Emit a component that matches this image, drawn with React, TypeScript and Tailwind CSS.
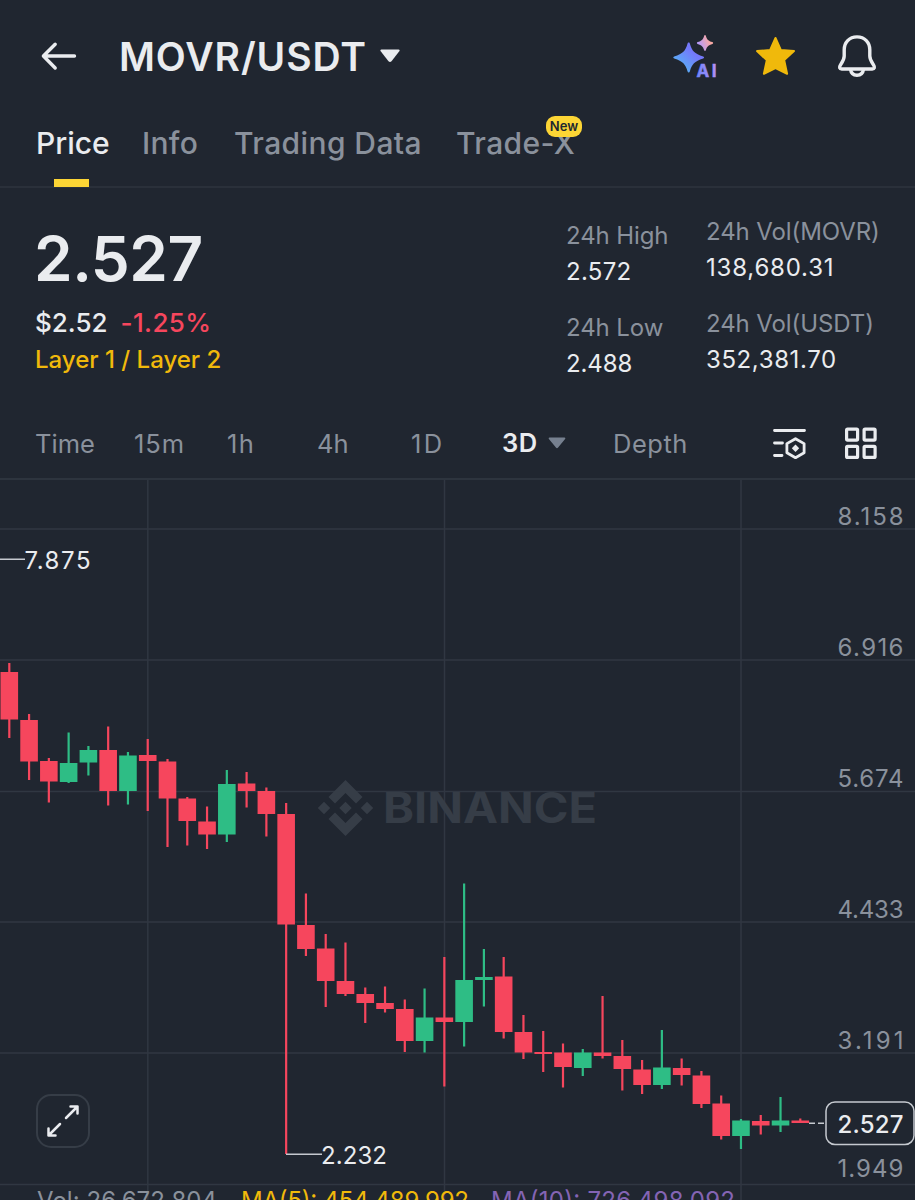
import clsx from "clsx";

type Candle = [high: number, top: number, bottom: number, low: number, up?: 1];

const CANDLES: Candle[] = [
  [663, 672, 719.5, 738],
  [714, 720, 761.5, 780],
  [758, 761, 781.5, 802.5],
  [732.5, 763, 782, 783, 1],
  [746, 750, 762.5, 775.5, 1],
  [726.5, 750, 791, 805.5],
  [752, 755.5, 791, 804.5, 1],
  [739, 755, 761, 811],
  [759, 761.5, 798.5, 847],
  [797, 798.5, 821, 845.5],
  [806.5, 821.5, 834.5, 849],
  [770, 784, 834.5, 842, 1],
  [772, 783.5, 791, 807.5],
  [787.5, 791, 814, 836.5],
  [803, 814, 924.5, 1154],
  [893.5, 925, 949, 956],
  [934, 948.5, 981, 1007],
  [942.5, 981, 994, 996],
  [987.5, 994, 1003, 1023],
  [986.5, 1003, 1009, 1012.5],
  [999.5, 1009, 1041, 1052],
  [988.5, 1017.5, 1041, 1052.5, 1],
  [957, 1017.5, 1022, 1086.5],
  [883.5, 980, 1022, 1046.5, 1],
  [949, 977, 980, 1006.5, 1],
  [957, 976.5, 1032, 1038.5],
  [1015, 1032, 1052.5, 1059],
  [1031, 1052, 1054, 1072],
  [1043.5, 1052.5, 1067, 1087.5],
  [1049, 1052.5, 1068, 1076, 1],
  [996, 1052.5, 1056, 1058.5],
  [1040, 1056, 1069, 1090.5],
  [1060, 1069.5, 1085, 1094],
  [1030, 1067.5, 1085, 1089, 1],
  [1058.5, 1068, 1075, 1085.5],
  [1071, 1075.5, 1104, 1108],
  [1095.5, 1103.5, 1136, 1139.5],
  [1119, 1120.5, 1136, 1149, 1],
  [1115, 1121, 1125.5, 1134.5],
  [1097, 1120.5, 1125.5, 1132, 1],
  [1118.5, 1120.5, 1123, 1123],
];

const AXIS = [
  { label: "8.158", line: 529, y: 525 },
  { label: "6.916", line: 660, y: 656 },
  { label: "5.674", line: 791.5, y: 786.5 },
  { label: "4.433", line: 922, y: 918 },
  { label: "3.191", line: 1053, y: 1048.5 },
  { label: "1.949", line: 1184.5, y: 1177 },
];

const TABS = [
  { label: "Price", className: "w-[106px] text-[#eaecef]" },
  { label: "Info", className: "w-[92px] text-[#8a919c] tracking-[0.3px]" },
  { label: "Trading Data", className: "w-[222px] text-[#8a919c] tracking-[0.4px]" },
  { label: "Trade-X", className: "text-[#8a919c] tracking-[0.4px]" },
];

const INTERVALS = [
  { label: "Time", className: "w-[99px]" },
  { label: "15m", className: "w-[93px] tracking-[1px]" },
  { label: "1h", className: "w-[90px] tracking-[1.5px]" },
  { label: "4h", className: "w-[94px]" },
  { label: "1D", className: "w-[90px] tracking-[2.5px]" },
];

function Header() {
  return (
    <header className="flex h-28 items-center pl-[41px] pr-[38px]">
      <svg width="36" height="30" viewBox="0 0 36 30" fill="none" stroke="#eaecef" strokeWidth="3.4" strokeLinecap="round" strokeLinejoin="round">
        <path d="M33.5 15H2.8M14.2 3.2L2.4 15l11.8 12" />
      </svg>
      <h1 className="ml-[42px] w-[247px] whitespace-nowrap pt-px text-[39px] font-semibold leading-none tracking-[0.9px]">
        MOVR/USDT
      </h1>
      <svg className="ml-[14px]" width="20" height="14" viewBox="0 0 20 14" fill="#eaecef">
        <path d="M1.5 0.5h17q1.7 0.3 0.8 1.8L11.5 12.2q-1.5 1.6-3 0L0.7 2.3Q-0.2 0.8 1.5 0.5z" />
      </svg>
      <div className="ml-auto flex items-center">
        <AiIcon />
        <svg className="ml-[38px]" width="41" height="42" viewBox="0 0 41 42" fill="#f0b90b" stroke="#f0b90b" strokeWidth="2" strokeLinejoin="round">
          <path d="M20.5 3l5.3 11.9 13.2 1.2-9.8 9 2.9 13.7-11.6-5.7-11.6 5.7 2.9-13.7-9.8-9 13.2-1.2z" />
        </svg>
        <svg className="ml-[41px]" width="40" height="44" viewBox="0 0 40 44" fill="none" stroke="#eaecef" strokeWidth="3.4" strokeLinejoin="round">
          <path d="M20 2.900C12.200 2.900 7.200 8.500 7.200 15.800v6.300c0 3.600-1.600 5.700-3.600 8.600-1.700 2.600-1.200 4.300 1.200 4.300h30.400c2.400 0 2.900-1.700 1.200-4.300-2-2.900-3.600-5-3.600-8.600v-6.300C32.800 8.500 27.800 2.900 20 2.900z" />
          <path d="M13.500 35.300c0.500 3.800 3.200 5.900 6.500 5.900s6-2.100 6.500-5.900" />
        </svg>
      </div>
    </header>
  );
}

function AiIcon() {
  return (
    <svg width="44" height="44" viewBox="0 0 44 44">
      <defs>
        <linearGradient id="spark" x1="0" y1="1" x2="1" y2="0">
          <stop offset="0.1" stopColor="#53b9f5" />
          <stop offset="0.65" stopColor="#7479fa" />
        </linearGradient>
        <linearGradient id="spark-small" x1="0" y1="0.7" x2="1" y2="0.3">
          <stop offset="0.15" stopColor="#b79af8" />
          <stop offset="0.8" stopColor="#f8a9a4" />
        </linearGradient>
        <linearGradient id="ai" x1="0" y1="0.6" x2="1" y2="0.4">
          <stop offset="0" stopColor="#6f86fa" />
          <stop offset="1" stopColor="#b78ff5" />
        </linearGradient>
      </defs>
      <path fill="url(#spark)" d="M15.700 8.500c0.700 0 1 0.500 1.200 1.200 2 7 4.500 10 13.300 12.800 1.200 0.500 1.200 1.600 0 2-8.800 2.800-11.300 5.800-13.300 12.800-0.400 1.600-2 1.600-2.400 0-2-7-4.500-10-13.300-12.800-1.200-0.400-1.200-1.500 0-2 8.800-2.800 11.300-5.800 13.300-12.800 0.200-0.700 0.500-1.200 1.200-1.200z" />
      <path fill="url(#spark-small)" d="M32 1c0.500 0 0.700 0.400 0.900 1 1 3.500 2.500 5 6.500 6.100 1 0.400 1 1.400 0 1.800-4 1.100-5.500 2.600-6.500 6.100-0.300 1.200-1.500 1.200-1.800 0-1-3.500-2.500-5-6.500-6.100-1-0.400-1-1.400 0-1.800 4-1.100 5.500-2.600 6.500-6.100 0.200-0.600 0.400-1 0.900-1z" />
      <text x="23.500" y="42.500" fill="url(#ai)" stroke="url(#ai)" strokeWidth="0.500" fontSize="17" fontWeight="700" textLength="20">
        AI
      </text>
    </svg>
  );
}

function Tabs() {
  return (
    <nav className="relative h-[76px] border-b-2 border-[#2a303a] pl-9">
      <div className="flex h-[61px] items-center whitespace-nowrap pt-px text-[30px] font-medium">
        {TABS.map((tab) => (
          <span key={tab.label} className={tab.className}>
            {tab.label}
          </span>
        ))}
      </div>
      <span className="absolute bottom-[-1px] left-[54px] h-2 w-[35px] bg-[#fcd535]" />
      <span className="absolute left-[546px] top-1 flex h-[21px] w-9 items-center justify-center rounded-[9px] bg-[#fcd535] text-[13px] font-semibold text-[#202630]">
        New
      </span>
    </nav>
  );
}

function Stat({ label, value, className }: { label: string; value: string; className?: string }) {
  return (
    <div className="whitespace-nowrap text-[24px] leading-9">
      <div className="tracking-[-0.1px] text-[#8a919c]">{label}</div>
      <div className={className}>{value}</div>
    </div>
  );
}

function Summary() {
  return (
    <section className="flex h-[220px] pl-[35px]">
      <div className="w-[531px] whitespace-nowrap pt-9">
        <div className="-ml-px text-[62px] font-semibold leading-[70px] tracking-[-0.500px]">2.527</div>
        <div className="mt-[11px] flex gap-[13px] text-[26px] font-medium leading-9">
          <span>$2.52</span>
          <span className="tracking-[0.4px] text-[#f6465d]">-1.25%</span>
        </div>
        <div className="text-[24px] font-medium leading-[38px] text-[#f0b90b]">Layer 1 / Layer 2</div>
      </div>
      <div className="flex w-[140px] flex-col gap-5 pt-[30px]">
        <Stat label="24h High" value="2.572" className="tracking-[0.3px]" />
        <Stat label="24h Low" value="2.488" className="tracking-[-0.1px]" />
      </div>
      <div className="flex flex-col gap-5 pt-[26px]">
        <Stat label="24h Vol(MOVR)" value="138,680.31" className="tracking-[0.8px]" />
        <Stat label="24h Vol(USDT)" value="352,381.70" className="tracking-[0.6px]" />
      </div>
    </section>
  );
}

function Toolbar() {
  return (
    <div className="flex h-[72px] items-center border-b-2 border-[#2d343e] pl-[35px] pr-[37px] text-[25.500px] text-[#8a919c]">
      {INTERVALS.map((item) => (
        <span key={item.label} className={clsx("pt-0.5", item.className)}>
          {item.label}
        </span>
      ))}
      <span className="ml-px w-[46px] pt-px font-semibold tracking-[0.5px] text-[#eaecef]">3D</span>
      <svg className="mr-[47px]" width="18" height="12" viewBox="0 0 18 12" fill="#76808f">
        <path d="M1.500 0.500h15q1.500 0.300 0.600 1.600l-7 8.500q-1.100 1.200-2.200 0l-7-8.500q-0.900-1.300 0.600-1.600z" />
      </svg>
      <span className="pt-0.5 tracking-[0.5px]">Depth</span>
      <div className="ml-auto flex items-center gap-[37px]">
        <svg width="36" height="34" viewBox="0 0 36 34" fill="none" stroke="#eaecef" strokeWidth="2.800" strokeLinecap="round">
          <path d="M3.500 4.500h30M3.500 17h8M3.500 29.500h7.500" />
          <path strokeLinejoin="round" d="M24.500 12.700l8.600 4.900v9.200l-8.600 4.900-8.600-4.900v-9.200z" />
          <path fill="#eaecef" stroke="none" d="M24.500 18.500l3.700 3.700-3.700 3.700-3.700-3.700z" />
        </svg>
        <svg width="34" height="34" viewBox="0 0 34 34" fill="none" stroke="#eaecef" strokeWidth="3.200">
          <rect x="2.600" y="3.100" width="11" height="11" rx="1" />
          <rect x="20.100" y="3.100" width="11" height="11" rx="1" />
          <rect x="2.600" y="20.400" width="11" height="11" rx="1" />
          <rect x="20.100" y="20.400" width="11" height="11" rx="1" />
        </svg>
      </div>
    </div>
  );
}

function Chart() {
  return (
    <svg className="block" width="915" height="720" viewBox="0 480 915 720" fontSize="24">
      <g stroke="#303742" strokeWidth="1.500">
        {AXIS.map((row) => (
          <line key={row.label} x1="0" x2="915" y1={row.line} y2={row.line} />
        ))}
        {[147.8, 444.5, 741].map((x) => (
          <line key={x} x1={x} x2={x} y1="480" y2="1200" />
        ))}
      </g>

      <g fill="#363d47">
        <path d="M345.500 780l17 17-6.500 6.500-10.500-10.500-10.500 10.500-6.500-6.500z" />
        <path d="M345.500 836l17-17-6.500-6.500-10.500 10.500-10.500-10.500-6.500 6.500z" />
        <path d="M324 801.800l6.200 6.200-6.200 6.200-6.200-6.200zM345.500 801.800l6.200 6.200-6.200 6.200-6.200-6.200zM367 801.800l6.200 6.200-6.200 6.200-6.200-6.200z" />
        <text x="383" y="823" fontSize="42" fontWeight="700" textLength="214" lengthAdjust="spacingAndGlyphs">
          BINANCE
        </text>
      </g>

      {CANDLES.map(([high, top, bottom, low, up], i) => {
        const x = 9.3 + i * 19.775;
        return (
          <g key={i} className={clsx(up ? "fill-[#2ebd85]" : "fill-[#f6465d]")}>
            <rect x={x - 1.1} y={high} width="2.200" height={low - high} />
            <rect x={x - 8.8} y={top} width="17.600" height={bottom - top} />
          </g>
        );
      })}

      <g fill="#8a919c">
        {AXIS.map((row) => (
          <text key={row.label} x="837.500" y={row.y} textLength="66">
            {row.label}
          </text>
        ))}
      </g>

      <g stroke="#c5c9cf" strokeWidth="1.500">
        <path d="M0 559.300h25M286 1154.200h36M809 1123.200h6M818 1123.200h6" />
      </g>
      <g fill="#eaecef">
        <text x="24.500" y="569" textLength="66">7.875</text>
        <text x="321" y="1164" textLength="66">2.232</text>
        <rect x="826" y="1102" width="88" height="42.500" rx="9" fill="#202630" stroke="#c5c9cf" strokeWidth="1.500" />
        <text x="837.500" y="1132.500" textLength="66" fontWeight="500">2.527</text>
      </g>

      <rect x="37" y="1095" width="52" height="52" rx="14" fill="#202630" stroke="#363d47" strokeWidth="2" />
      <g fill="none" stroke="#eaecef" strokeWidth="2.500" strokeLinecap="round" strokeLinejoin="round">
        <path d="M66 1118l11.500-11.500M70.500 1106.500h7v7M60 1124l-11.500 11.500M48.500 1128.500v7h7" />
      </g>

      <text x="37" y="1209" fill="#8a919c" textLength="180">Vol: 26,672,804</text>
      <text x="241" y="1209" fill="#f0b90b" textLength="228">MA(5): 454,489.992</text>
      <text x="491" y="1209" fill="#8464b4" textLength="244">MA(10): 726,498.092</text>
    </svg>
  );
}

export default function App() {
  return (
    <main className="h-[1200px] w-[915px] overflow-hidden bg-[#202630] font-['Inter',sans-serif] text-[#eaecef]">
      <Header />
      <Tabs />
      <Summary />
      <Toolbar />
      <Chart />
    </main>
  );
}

--- SET EXERCISE ---
Omit the pictures, then repeat exactly each line from the beginning of the listing through the line with "number, up?: 1];".

--- TASK OUTPUT ---
Emit a component that matches this image, drawn with React, TypeScript and Tailwind CSS.
import clsx from "clsx";

type Candle = [high: number, top: number, bottom: number, low: number, up?: 1];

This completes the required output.